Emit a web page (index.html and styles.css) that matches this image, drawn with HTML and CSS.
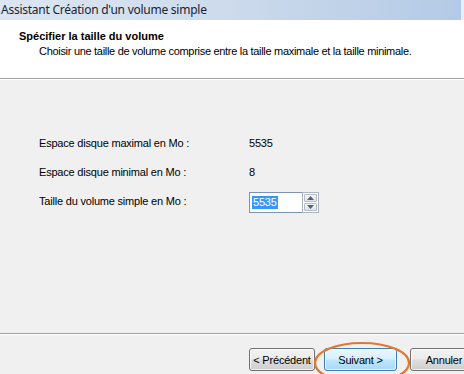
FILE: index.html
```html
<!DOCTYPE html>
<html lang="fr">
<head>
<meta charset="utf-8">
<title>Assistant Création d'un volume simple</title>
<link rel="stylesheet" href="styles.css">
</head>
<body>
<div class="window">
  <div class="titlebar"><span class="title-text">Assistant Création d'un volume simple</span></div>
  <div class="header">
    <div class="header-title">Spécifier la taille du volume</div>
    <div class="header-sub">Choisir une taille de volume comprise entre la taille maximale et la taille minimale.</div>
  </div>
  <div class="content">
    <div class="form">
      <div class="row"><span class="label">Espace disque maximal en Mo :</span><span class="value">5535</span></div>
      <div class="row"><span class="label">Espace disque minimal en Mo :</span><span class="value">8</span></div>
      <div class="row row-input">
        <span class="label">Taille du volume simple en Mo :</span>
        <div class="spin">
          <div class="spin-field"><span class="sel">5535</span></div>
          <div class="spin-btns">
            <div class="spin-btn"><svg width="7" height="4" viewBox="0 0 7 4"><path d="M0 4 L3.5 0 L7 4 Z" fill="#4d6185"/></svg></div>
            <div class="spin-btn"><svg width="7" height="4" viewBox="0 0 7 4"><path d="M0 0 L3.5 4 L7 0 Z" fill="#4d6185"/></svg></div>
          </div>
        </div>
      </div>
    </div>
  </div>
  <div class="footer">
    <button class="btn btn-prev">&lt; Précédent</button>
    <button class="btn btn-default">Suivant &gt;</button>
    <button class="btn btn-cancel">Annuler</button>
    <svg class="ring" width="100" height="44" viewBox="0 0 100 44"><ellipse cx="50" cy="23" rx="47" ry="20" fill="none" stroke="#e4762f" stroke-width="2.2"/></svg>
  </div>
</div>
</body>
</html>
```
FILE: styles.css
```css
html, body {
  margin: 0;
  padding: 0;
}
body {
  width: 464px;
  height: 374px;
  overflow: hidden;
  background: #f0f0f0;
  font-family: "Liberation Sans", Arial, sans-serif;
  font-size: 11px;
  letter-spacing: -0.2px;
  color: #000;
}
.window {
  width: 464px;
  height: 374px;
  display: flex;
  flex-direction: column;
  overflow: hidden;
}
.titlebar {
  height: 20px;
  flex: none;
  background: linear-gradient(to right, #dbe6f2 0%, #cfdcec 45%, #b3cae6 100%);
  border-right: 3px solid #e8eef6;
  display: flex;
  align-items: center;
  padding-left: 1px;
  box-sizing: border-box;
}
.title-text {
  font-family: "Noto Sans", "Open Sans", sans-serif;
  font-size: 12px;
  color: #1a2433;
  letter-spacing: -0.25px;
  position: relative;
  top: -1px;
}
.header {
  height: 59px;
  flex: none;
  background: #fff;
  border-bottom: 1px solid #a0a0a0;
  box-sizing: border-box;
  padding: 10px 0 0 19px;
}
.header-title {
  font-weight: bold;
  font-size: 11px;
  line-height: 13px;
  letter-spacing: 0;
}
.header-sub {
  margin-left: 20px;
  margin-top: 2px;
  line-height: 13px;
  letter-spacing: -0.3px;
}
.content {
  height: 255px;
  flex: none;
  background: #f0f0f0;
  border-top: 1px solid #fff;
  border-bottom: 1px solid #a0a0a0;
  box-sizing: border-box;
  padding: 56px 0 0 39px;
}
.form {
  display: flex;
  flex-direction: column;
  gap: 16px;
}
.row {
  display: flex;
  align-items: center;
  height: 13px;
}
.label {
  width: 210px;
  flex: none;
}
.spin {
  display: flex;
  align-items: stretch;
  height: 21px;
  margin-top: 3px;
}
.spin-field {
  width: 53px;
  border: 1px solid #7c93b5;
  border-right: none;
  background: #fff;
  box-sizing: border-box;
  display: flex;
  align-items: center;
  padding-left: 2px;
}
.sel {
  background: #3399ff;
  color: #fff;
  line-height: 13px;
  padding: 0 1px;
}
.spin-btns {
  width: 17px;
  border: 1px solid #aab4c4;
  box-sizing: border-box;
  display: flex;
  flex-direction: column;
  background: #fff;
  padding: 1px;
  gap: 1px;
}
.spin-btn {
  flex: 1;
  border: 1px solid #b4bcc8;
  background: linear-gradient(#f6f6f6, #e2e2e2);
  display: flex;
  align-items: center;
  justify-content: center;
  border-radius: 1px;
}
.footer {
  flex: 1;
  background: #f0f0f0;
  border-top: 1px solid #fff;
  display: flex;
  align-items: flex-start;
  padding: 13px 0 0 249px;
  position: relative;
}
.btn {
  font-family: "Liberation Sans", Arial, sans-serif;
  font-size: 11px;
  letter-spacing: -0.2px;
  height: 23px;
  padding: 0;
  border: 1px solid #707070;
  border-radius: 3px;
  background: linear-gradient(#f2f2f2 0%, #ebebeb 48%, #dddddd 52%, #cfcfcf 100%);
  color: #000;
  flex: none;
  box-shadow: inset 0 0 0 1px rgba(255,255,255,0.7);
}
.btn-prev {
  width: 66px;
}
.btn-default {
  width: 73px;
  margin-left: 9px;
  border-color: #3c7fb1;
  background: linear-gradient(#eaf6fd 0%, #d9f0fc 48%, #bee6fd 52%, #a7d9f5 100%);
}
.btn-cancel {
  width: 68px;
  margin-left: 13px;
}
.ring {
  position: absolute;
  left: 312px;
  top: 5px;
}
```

:::::

* THE EXERCISE *
Exclude the pictures, and transcribe all of the material exactly.

* WRITTEN SOLUTION *
Emit a web page (index.html and styles.css) that matches this image, drawn with HTML and CSS.
FILE: index.html
```html
<!DOCTYPE html>
<html lang="fr">
<head>
<meta charset="utf-8">
<title>Assistant Création d'un volume simple</title>
<link rel="stylesheet" href="styles.css">
</head>
<body>
<div class="window">
  <div class="titlebar"><span class="title-text">Assistant Création d'un volume simple</span></div>
  <div class="header">
    <div class="header-title">Spécifier la taille du volume</div>
    <div class="header-sub">Choisir une taille de volume comprise entre la taille maximale et la taille minimale.</div>
  </div>
  <div class="content">
    <div class="form">
      <div class="row"><span class="label">Espace disque maximal en Mo :</span><span class="value">5535</span></div>
      <div class="row"><span class="label">Espace disque minimal en Mo :</span><span class="value">8</span></div>
      <div class="row row-input">
        <span class="label">Taille du volume simple en Mo :</span>
        <div class="spin">
          <div class="spin-field"><span class="sel">5535</span></div>
          <div class="spin-btns">
            <div class="spin-btn"><svg width="7" height="4" viewBox="0 0 7 4"><path d="M0 4 L3.5 0 L7 4 Z" fill="#4d6185"/></svg></div>
            <div class="spin-btn"><svg width="7" height="4" viewBox="0 0 7 4"><path d="M0 0 L3.5 4 L7 0 Z" fill="#4d6185"/></svg></div>
          </div>
        </div>
      </div>
    </div>
  </div>
  <div class="footer">
    <button class="btn btn-prev">&lt; Précédent</button>
    <button class="btn btn-default">Suivant &gt;</button>
    <button class="btn btn-cancel">Annuler</button>
    <svg class="ring" width="100" height="44" viewBox="0 0 100 44"><ellipse cx="50" cy="23" rx="47" ry="20" fill="none" stroke="#e4762f" stroke-width="2.2"/></svg>
  </div>
</div>
</body>
</html>
```
FILE: styles.css
```css
html, body {
  margin: 0;
  padding: 0;
}
body {
  width: 464px;
  height: 374px;
  overflow: hidden;
  background: #f0f0f0;
  font-family: "Liberation Sans", Arial, sans-serif;
  font-size: 11px;
  letter-spacing: -0.2px;
  color: #000;
}
.window {
  width: 464px;
  height: 374px;
  display: flex;
  flex-direction: column;
  overflow: hidden;
}
.titlebar {
  height: 20px;
  flex: none;
  background: linear-gradient(to right, #dbe6f2 0%, #cfdcec 45%, #b3cae6 100%);
  border-right: 3px solid #e8eef6;
  display: flex;
  align-items: center;
  padding-left: 1px;
  box-sizing: border-box;
}
.title-text {
  font-family: "Noto Sans", "Open Sans", sans-serif;
  font-size: 12px;
  color: #1a2433;
  letter-spacing: -0.25px;
  position: relative;
  top: -1px;
}
.header {
  height: 59px;
  flex: none;
  background: #fff;
  border-bottom: 1px solid #a0a0a0;
  box-sizing: border-box;
  padding: 10px 0 0 19px;
}
.header-title {
  font-weight: bold;
  font-size: 11px;
  line-height: 13px;
  letter-spacing: 0;
}
.header-sub {
  margin-left: 20px;
  margin-top: 2px;
  line-height: 13px;
  letter-spacing: -0.3px;
}
.content {
  height: 255px;
  flex: none;
  background: #f0f0f0;
  border-top: 1px solid #fff;
  border-bottom: 1px solid #a0a0a0;
  box-sizing: border-box;
  padding: 56px 0 0 39px;
}
.form {
  display: flex;
  flex-direction: column;
  gap: 16px;
}
.row {
  display: flex;
  align-items: center;
  height: 13px;
}
.label {
  width: 210px;
  flex: none;
}
.spin {
  display: flex;
  align-items: stretch;
  height: 21px;
  margin-top: 3px;
}
.spin-field {
  width: 53px;
  border: 1px solid #7c93b5;
  border-right: none;
  background: #fff;
  box-sizing: border-box;
  display: flex;
  align-items: center;
  padding-left: 2px;
}
.sel {
  background: #3399ff;
  color: #fff;
  line-height: 13px;
  padding: 0 1px;
}
.spin-btns {
  width: 17px;
  border: 1px solid #aab4c4;
  box-sizing: border-box;
  display: flex;
  flex-direction: column;
  background: #fff;
  padding: 1px;
  gap: 1px;
}
.spin-btn {
  flex: 1;
  border: 1px solid #b4bcc8;
  background: linear-gradient(#f6f6f6, #e2e2e2);
  display: flex;
  align-items: center;
  justify-content: center;
  border-radius: 1px;
}
.footer {
  flex: 1;
  background: #f0f0f0;
  border-top: 1px solid #fff;
  display: flex;
  align-items: flex-start;
  padding: 13px 0 0 249px;
  position: relative;
}
.btn {
  font-family: "Liberation Sans", Arial, sans-serif;
  font-size: 11px;
  letter-spacing: -0.2px;
  height: 23px;
  padding: 0;
  border: 1px solid #707070;
  border-radius: 3px;
  background: linear-gradient(#f2f2f2 0%, #ebebeb 48%, #dddddd 52%, #cfcfcf 100%);
  color: #000;
  flex: none;
  box-shadow: inset 0 0 0 1px rgba(255,255,255,0.7);
}
.btn-prev {
  width: 66px;
}
.btn-default {
  width: 73px;
  margin-left: 9px;
  border-color: #3c7fb1;
  background: linear-gradient(#eaf6fd 0%, #d9f0fc 48%, #bee6fd 52%, #a7d9f5 100%);
}
.btn-cancel {
  width: 68px;
  margin-left: 13px;
}
.ring {
  position: absolute;
  left: 312px;
  top: 5px;
}
```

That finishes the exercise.